■ Data section
********************

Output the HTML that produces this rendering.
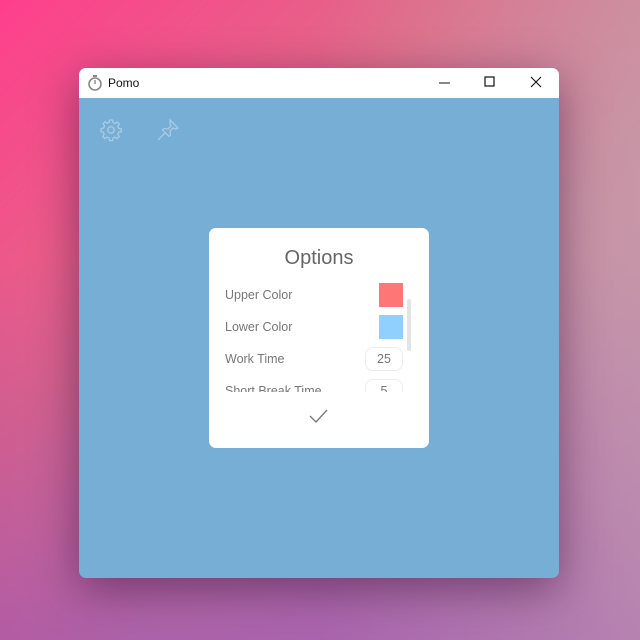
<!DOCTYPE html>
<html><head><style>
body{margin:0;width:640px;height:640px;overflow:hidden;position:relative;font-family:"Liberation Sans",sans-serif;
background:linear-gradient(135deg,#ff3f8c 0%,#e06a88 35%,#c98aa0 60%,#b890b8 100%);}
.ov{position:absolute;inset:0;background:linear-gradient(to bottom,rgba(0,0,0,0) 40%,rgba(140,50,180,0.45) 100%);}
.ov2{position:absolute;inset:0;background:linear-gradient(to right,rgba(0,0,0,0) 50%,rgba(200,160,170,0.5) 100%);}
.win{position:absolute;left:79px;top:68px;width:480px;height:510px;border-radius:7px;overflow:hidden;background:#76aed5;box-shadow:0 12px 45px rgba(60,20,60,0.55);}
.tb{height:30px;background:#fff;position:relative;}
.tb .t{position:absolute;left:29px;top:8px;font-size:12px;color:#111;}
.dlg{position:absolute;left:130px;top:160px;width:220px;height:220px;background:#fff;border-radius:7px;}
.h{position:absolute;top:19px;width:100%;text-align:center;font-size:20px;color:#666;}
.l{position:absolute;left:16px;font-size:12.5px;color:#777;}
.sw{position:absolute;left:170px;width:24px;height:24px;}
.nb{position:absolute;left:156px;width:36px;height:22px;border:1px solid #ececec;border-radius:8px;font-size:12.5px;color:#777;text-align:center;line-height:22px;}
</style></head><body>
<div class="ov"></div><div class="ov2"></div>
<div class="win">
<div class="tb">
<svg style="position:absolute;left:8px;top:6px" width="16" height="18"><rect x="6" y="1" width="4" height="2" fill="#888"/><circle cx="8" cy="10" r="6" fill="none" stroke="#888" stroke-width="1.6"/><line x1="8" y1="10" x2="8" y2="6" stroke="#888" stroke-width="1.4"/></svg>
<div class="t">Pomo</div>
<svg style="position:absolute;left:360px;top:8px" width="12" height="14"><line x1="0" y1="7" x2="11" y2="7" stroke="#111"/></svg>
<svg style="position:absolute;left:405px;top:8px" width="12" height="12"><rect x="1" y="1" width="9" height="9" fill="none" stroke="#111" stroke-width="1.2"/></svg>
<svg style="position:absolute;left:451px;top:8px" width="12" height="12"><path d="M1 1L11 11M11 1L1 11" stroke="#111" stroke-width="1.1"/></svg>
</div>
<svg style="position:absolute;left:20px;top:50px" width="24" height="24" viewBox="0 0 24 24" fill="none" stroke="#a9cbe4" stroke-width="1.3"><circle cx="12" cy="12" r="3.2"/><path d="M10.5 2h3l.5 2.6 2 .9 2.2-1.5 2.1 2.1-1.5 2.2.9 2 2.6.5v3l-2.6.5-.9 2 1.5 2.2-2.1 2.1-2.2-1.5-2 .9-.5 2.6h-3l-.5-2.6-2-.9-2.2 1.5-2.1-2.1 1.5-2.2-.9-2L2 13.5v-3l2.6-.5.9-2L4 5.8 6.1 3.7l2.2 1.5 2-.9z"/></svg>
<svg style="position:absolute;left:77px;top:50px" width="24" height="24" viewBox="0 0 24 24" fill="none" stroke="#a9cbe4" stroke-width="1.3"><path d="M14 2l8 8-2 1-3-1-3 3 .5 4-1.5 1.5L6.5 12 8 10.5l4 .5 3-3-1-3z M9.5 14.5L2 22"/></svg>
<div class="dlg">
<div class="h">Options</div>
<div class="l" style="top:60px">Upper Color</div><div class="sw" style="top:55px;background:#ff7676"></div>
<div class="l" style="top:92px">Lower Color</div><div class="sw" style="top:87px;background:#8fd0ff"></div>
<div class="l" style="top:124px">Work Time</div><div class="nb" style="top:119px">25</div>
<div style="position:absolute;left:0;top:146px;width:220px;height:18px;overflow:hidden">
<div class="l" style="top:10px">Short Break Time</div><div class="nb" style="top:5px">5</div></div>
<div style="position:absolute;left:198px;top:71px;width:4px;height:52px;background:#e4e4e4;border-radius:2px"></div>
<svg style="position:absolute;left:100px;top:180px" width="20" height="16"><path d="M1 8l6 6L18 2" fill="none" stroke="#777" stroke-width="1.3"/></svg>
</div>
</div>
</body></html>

********************

■ The task
Retype the whole listing, keeping every line identical and omitting all pictures.

■ Finished answer
Output the HTML that produces this rendering.
<!DOCTYPE html>
<html><head><style>
body{margin:0;width:640px;height:640px;overflow:hidden;position:relative;font-family:"Liberation Sans",sans-serif;
background:linear-gradient(135deg,#ff3f8c 0%,#e06a88 35%,#c98aa0 60%,#b890b8 100%);}
.ov{position:absolute;inset:0;background:linear-gradient(to bottom,rgba(0,0,0,0) 40%,rgba(140,50,180,0.45) 100%);}
.ov2{position:absolute;inset:0;background:linear-gradient(to right,rgba(0,0,0,0) 50%,rgba(200,160,170,0.5) 100%);}
.win{position:absolute;left:79px;top:68px;width:480px;height:510px;border-radius:7px;overflow:hidden;background:#76aed5;box-shadow:0 12px 45px rgba(60,20,60,0.55);}
.tb{height:30px;background:#fff;position:relative;}
.tb .t{position:absolute;left:29px;top:8px;font-size:12px;color:#111;}
.dlg{position:absolute;left:130px;top:160px;width:220px;height:220px;background:#fff;border-radius:7px;}
.h{position:absolute;top:19px;width:100%;text-align:center;font-size:20px;color:#666;}
.l{position:absolute;left:16px;font-size:12.5px;color:#777;}
.sw{position:absolute;left:170px;width:24px;height:24px;}
.nb{position:absolute;left:156px;width:36px;height:22px;border:1px solid #ececec;border-radius:8px;font-size:12.5px;color:#777;text-align:center;line-height:22px;}
</style></head><body>
<div class="ov"></div><div class="ov2"></div>
<div class="win">
<div class="tb">
<svg style="position:absolute;left:8px;top:6px" width="16" height="18"><rect x="6" y="1" width="4" height="2" fill="#888"/><circle cx="8" cy="10" r="6" fill="none" stroke="#888" stroke-width="1.6"/><line x1="8" y1="10" x2="8" y2="6" stroke="#888" stroke-width="1.4"/></svg>
<div class="t">Pomo</div>
<svg style="position:absolute;left:360px;top:8px" width="12" height="14"><line x1="0" y1="7" x2="11" y2="7" stroke="#111"/></svg>
<svg style="position:absolute;left:405px;top:8px" width="12" height="12"><rect x="1" y="1" width="9" height="9" fill="none" stroke="#111" stroke-width="1.2"/></svg>
<svg style="position:absolute;left:451px;top:8px" width="12" height="12"><path d="M1 1L11 11M11 1L1 11" stroke="#111" stroke-width="1.1"/></svg>
</div>
<svg style="position:absolute;left:20px;top:50px" width="24" height="24" viewBox="0 0 24 24" fill="none" stroke="#a9cbe4" stroke-width="1.3"><circle cx="12" cy="12" r="3.2"/><path d="M10.5 2h3l.5 2.6 2 .9 2.2-1.5 2.1 2.1-1.5 2.2.9 2 2.6.5v3l-2.6.5-.9 2 1.5 2.2-2.1 2.1-2.2-1.5-2 .9-.5 2.6h-3l-.5-2.6-2-.9-2.2 1.5-2.1-2.1 1.5-2.2-.9-2L2 13.5v-3l2.6-.5.9-2L4 5.8 6.1 3.7l2.2 1.5 2-.9z"/></svg>
<svg style="position:absolute;left:77px;top:50px" width="24" height="24" viewBox="0 0 24 24" fill="none" stroke="#a9cbe4" stroke-width="1.3"><path d="M14 2l8 8-2 1-3-1-3 3 .5 4-1.5 1.5L6.5 12 8 10.5l4 .5 3-3-1-3z M9.5 14.5L2 22"/></svg>
<div class="dlg">
<div class="h">Options</div>
<div class="l" style="top:60px">Upper Color</div><div class="sw" style="top:55px;background:#ff7676"></div>
<div class="l" style="top:92px">Lower Color</div><div class="sw" style="top:87px;background:#8fd0ff"></div>
<div class="l" style="top:124px">Work Time</div><div class="nb" style="top:119px">25</div>
<div style="position:absolute;left:0;top:146px;width:220px;height:18px;overflow:hidden">
<div class="l" style="top:10px">Short Break Time</div><div class="nb" style="top:5px">5</div></div>
<div style="position:absolute;left:198px;top:71px;width:4px;height:52px;background:#e4e4e4;border-radius:2px"></div>
<svg style="position:absolute;left:100px;top:180px" width="20" height="16"><path d="M1 8l6 6L18 2" fill="none" stroke="#777" stroke-width="1.3"/></svg>
</div>
</div>
</body></html>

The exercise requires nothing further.